■ Information shown
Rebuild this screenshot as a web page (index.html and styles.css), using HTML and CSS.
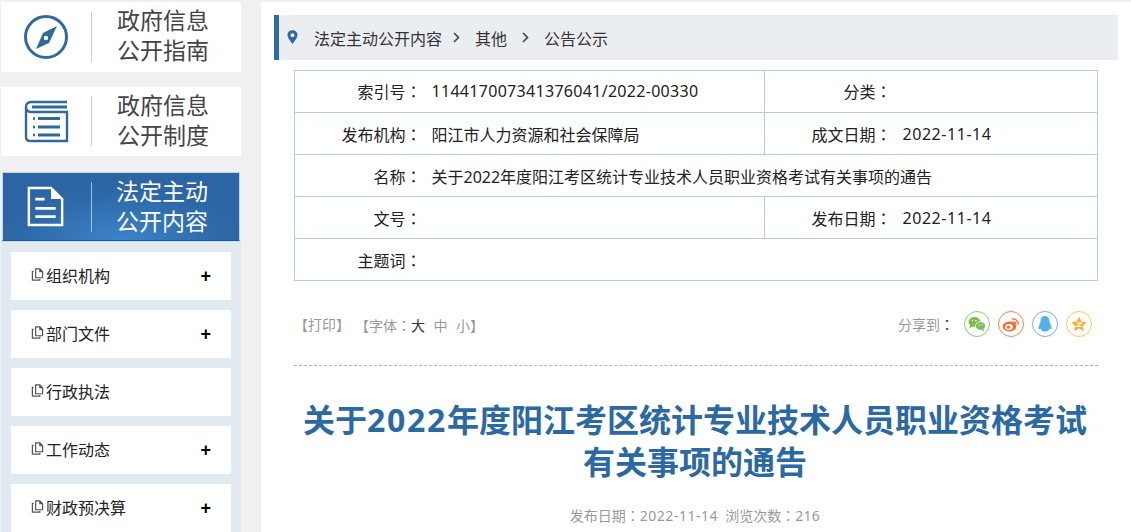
FILE: index.html
```html
<!DOCTYPE html>
<html lang="zh-CN">
<head>
<meta charset="utf-8">
<title>关于2022年度阳江考区统计专业技术人员职业资格考试有关事项的通告</title>
<link rel="stylesheet" href="styles.css">
</head>
<body>
<div class="page">
  <aside class="side">
    <a class="card">
      <span class="card-icon">
        <svg width="46" height="46" viewBox="0 0 46 46"><circle cx="23" cy="23" r="20.5" fill="none" stroke="#2f6a9f" stroke-width="3"/><path d="M34 12 L26 29 L13 35 L20 19 Z" fill="#2f6a9f"/><circle cx="23" cy="24" r="2.2" fill="#fff"/></svg>
      </span>
      <span class="card-text">政府信息<br>公开指南</span>
    </a>
    <a class="card">
      <span class="card-icon">
        <svg width="46" height="44" viewBox="0 0 46 44"><path d="M44 3 H8 Q3 3 3 8 V38 Q3 42 7 42 H44 V13 H8 Q3 13 3 8" fill="none" stroke="#2f6a9f" stroke-width="2.4"/><path d="M9 8 H44" stroke="#2f6a9f" stroke-width="3"/><path d="M15 19.500 H37 M15 28 H37 M15 36 H37" stroke="#2f6a9f" stroke-width="3"/><path d="M10 19.500 h2 M10 28 h2 M10 36 h2" stroke="#2f6a9f" stroke-width="2.400"/></svg>
      </span>
      <span class="card-text">政府信息<br>公开制度</span>
    </a>
    <a class="card card-active">
      <span class="card-icon">
        <svg width="37" height="41" viewBox="0 0 40 44"><path d="M2 2 H26 L38 14 V42 H2 Z" fill="none" stroke="#fff" stroke-width="2.600"/><path d="M26 2 V14 H38 Z" fill="#fff"/><path d="M9 14 H19 M9 24 H31 M9 33 H31" stroke="#fff" stroke-width="3"/></svg>
      </span>
      <span class="card-text">法定主动<br>公开内容</span>
    </a>
    <nav class="menu">
      <a class="menu-item"><span class="menu-label"><svg class="copy" width="13" height="13" viewBox="0 0 13 14"><path d="M4.500 1 H9 L12 4 V10.500 H4.500 Z M9 1 V4 H12" fill="none" stroke="#555" stroke-width="1.300"/><path d="M2.500 3.500 H1 V13 H9 V11.500" fill="none" stroke="#555" stroke-width="1.300"/></svg>组织机构</span><b class="plus">+</b></a>
      <a class="menu-item"><span class="menu-label"><svg class="copy" width="13" height="13" viewBox="0 0 13 14"><path d="M4.500 1 H9 L12 4 V10.500 H4.500 Z M9 1 V4 H12" fill="none" stroke="#555" stroke-width="1.300"/><path d="M2.500 3.500 H1 V13 H9 V11.500" fill="none" stroke="#555" stroke-width="1.300"/></svg>部门文件</span><b class="plus">+</b></a>
      <a class="menu-item"><span class="menu-label"><svg class="copy" width="13" height="13" viewBox="0 0 13 14"><path d="M4.500 1 H9 L12 4 V10.500 H4.500 Z M9 1 V4 H12" fill="none" stroke="#555" stroke-width="1.300"/><path d="M2.500 3.500 H1 V13 H9 V11.500" fill="none" stroke="#555" stroke-width="1.300"/></svg>行政执法</span></a>
      <a class="menu-item"><span class="menu-label"><svg class="copy" width="13" height="13" viewBox="0 0 13 14"><path d="M4.500 1 H9 L12 4 V10.500 H4.500 Z M9 1 V4 H12" fill="none" stroke="#555" stroke-width="1.300"/><path d="M2.500 3.500 H1 V13 H9 V11.500" fill="none" stroke="#555" stroke-width="1.300"/></svg>工作动态</span><b class="plus">+</b></a>
      <a class="menu-item"><span class="menu-label"><svg class="copy" width="13" height="13" viewBox="0 0 13 14"><path d="M4.500 1 H9 L12 4 V10.500 H4.500 Z M9 1 V4 H12" fill="none" stroke="#555" stroke-width="1.300"/><path d="M2.500 3.500 H1 V13 H9 V11.500" fill="none" stroke="#555" stroke-width="1.300"/></svg>财政预决算</span><b class="plus">+</b></a>
    </nav>
  </aside>

  <main class="main">
    <div class="crumbs">
      <svg class="pin" width="11" height="14" viewBox="0 0 12 15"><path fill-rule="evenodd" d="M6 0 C2.700 0 .5 2.400 .5 5.300 C.5 8.500 3.800 12 6 15 C8.200 12 11.500 8.500 11.500 5.300 C11.500 2.400 9.300 0 6 0 Z M6 3.300 A2.200 2.200 0 1 1 6 7.700 A2.200 2.200 0 1 1 6 3.300 Z" fill="#2f6a9f"/></svg>
      <span>法定主动公开内容</span>
      <svg class="chev chev-a" width="7" height="11" viewBox="0 0 7 11"><path d="M1 1 L5.500 5.500 L1 10" fill="none" stroke="#444" stroke-width="1.600"/></svg>
      <span>其他</span>
      <svg class="chev chev-b" width="7" height="11" viewBox="0 0 7 11"><path d="M1 1 L5.500 5.500 L1 10" fill="none" stroke="#444" stroke-width="1.600"/></svg>
      <span>公告公示</span>
    </div>

    <div class="body">
      <table class="meta">
        <colgroup><col class="c1"><col class="c2"><col class="c3"><col class="c4"></colgroup>
        <tr class="row-first"><th>索引号<span class="colon" lang="zh-TW">：</span></th><td class="num num-id">114417007341376041/2022-00330</td><th>分类<span class="colon" lang="zh-TW">：</span></th><td></td></tr>
        <tr><th>发布机构<span class="colon" lang="zh-TW">：</span></th><td>阳江市人力资源和社会保障局</td><th>成文日期<span class="colon" lang="zh-TW">：</span></th><td class="num">2022-11-14</td></tr>
        <tr><th>名称<span class="colon" lang="zh-TW">：</span></th><td colspan="3">关于2022年度阳江考区统计专业技术人员职业资格考试有关事项的通告</td></tr>
        <tr><th>文号<span class="colon" lang="zh-TW">：</span></th><td></td><th>发布日期<span class="colon" lang="zh-TW">：</span></th><td class="num">2022-11-14</td></tr>
        <tr><th>主题词<span class="colon" lang="zh-TW">：</span></th><td colspan="3"></td></tr>
      </table>

      <div class="tools">
        <div class="tools-left">
          <span>【打印】</span>
          <span class="font-size">【字体<span class="colon" lang="zh-TW">：</span><b class="sz sz-on">大</b><b class="sz">中</b><b class="sz">小</b>】</span>
        </div>
        <div class="share">
          <span class="share-label">分享到<span class="colon colon-dark" lang="zh-TW">：</span></span>
          <svg class="sico" width="26" height="26" viewBox="0 0 26 26"><circle cx="13" cy="13" r="12.500" fill="#fff" stroke="#8fcb6e"/><ellipse cx="10.500" cy="11" rx="6" ry="5" fill="#7cbb4d"/><path d="M6 14 L5.500 17.500 L9 15 Z" fill="#7cbb4d"/><ellipse cx="16.500" cy="15" rx="5" ry="4.200" fill="#7cbb4d" stroke="#fff" stroke-width=".8"/><path d="M19.500 18 L20.500 20.500 L17.500 19 Z" fill="#7cbb4d"/><circle cx="8.500" cy="9.500" r=".8" fill="#fff"/><circle cx="12" cy="9.500" r=".8" fill="#fff"/><circle cx="15" cy="14" r=".7" fill="#fff"/><circle cx="18" cy="14" r=".7" fill="#fff"/></svg>
          <svg class="sico" width="26" height="26" viewBox="0 0 26 26"><circle cx="13" cy="13" r="12.500" fill="#fff" stroke="#ff7f55"/><ellipse cx="11.500" cy="15.500" rx="6.800" ry="5" fill="#fb6b35"/><ellipse cx="11" cy="16" rx="3.800" ry="2.900" fill="#fff"/><circle cx="10.500" cy="16.200" r="1.600" fill="#fb6b35"/><path d="M14 8 A5.500 5.500 0 0 1 20.500 13.500 M15 10.800 A2.700 2.700 0 0 1 18 13.500" fill="none" stroke="#fb6b35" stroke-width="1.300"/></svg>
          <svg class="sico" width="26" height="26" viewBox="0 0 26 26"><circle cx="13" cy="13" r="12.500" fill="#fff" stroke="#63b6ea"/><path d="M13 5 C9.500 5 8.500 8 8.500 10.500 C8.500 12.500 6.500 14.500 6.500 17 C6.500 18.500 7.500 18.500 8.500 17.500 C9 20 11 20.500 13 20.500 C15 20.500 17 20 17.500 17.500 C18.500 18.500 19.500 18.500 19.500 17 C19.500 14.500 17.500 12.500 17.500 10.500 C17.500 8 16.500 5 13 5 Z" fill="#55b2e8"/></svg>
          <svg class="sico" width="26" height="26" viewBox="0 0 26 26"><circle cx="13" cy="13" r="12.500" fill="#fff" stroke="#ffc660"/><path d="M13 5.500 L15.300 10.600 L20.800 11.200 L16.700 14.900 L17.900 20.300 L13 17.500 L8.100 20.300 L9.300 14.900 L5.200 11.200 L10.700 10.600 Z" fill="#ffab2e"/><path d="M10.500 12 H15.500 L10.800 15.500 H15.800" fill="none" stroke="#fff" stroke-width="1.100"/></svg>
        </div>
      </div>

      <article class="article">
        <h1 class="title">关于<span class="title-num">2022</span>年度阳江考区统计专业技术人员职业资格考试<br>有关事项的通告</h1>
        <p class="info">发布日期<span class="colon" lang="zh-TW">：</span><span class="info-date">2022-11-14</span>&nbsp;&nbsp;浏览次数<span class="colon" lang="zh-TW">：</span><span class="info-count">216</span></p>
      </article>
    </div>
  </main>
</div>
</body>
</html>
```

FILE: styles.css
```css
* { box-sizing: border-box; }
html, body { margin: 0; padding: 0; height: 532px; overflow: hidden; }
body {
  background: #f0f0f0;
  font-family: "Noto Sans", "Noto Sans CJK SC", sans-serif;
  color: #333;
}
.page {
  display: flex;
  gap: 20px;
  padding: 2px 0 0 1px;
  height: 532px;
  overflow: hidden;
}
.colon { font-family: "Noto Sans CJK TC", sans-serif; }

/* sidebar */
.side { width: 240px; flex: none; display: flex; flex-direction: column; }
.card {
  display: flex;
  align-items: center;
  height: 70px;
  margin-bottom: 15px;
  background: #fff;
}
.card + .card + .card { margin-bottom: 0; }
.card-icon {
  width: 90px;
  height: 50px;
  display: flex;
  align-items: center;
  justify-content: center;
  border-right: 1px solid #ccc;
  flex: none;
  box-sizing: content-box;
}
.card-text {
  margin-left: 25px;
  padding-bottom: 3px;
  font-size: 23px;
  line-height: 30px;
  color: #444;
  white-space: nowrap;
}
.card-active {
  height: 69px;
  margin-top: 1px;
  margin-left: 1px;
  margin-right: 1px;
  border: 1px solid #c6d5e4;
  border-bottom: 1px solid #20568f;
  background: radial-gradient(ellipse 130px 60px at 50% 100%, #3c83cb 0%, #2e69a8 75%, #2c65a3 100%);
}
.card-active .card-icon { width: 84px; padding-right: 4px; border-right-color: rgba(255,255,255,.55); }
.card-active .card-text { color: #fff; margin-left: 24px; padding-bottom: 2px; }

.menu {
  flex: 1;
  background: #e0eaf0;
  padding: 10px 10px 0;
  display: flex;
  flex-direction: column;
  gap: 10px;
  border-top: 1px solid #c9dcea;
}
.menu-item {
  height: 48px;
  flex: none;
  background: #fff;
  display: flex;
  align-items: center;
  justify-content: space-between;
  padding: 0 20px 2px;
  font-size: 16px;
  color: #222;
}
.menu-label { display: flex; align-items: center; }
.copy { margin-right: 2px; }
.plus {
  font-family: "Liberation Sans", sans-serif;
  font-size: 18px;
  line-height: 1;
  font-weight: 700;
  color: #000;
  margin-top: 2px;
}

/* main */
.main { flex: 1; background: #fff; padding: 13px 13px 0 13px; min-width: 0; }
.crumbs {
  height: 45px;
  background: #ebeef1;
  border-left: 5px solid #2b6ca3;
  display: flex;
  align-items: center;
  padding-left: 8px;
  font-size: 16px;
  color: #333;
}
.pin { margin-right: 16px; position: relative; top: -1px; }
.chev-a { margin: 0 15px 0 11px; }
.chev-b { margin: 0 15px 0 15px; }

.body { padding: 10px 20px 0; }
.meta {
  width: 804px;
  table-layout: fixed;
  border-collapse: collapse;
  font-size: 16px;
  color: #222;
}
.c1 { width: 128px; }
.c2 { width: 342px; }
.c3 { width: 128px; }
.meta th, .meta td {
  height: 42px;
  padding: 0;
  border: 1px solid #afcde6;
  font-weight: 400;
}
.meta th { text-align: right; border-right: 0; padding-right: 1px; }
.meta td { text-align: left; padding-left: 10px; border-left: 0; white-space: nowrap; }
.meta td:nth-child(2) { padding-left: 9px; }
.meta .row-first th, .meta .row-first td { padding-bottom: 2px; }
.num { letter-spacing: .55px; }
.num-id { letter-spacing: .3px; }

.tools {
  height: 85px;
  padding-top: 30px;
  border-bottom: 1px dashed #b5b5b5;
  display: flex;
  justify-content: space-between;
  font-size: 14px;
  color: #999;
}
.tools-left { display: flex; line-height: 26px; height: 26px; padding-top: 1px; }
.font-size { margin-left: 5px; }
.sz { font-weight: 400; margin-right: 8.500px; color: #999; }
.sz-on { color: #333; }
.sz:last-of-type { margin-right: 0; }
.share { display: flex; align-items: center; gap: 8px; height: 26px; padding-right: 6px; }
.share-label { line-height: 26px; margin-right: 2px; padding-top: 1px; }
.colon-dark { color: #333; }
.sico { display: block; }

.article { text-align: center; padding-right: 2px; }
.title {
  margin: 33px 0 0;
  font-size: 32px;
  line-height: 42px;
  font-weight: 700;
  color: #2b69a5;
}
.title-num { letter-spacing: 1.75px; }
.info { margin: 22px 0 0; font-size: 14px; line-height: 20px; color: #999; }
.info-date { letter-spacing: .5px; }
.info-count { letter-spacing: .3px; }
```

■ Goal of the exercise
Search the preceding listing for the word "page" and pull out every line that holds it.

■ Full response
Rebuild this screenshot as a web page (index.html and styles.css), using HTML and CSS.
<div class="page">
.page {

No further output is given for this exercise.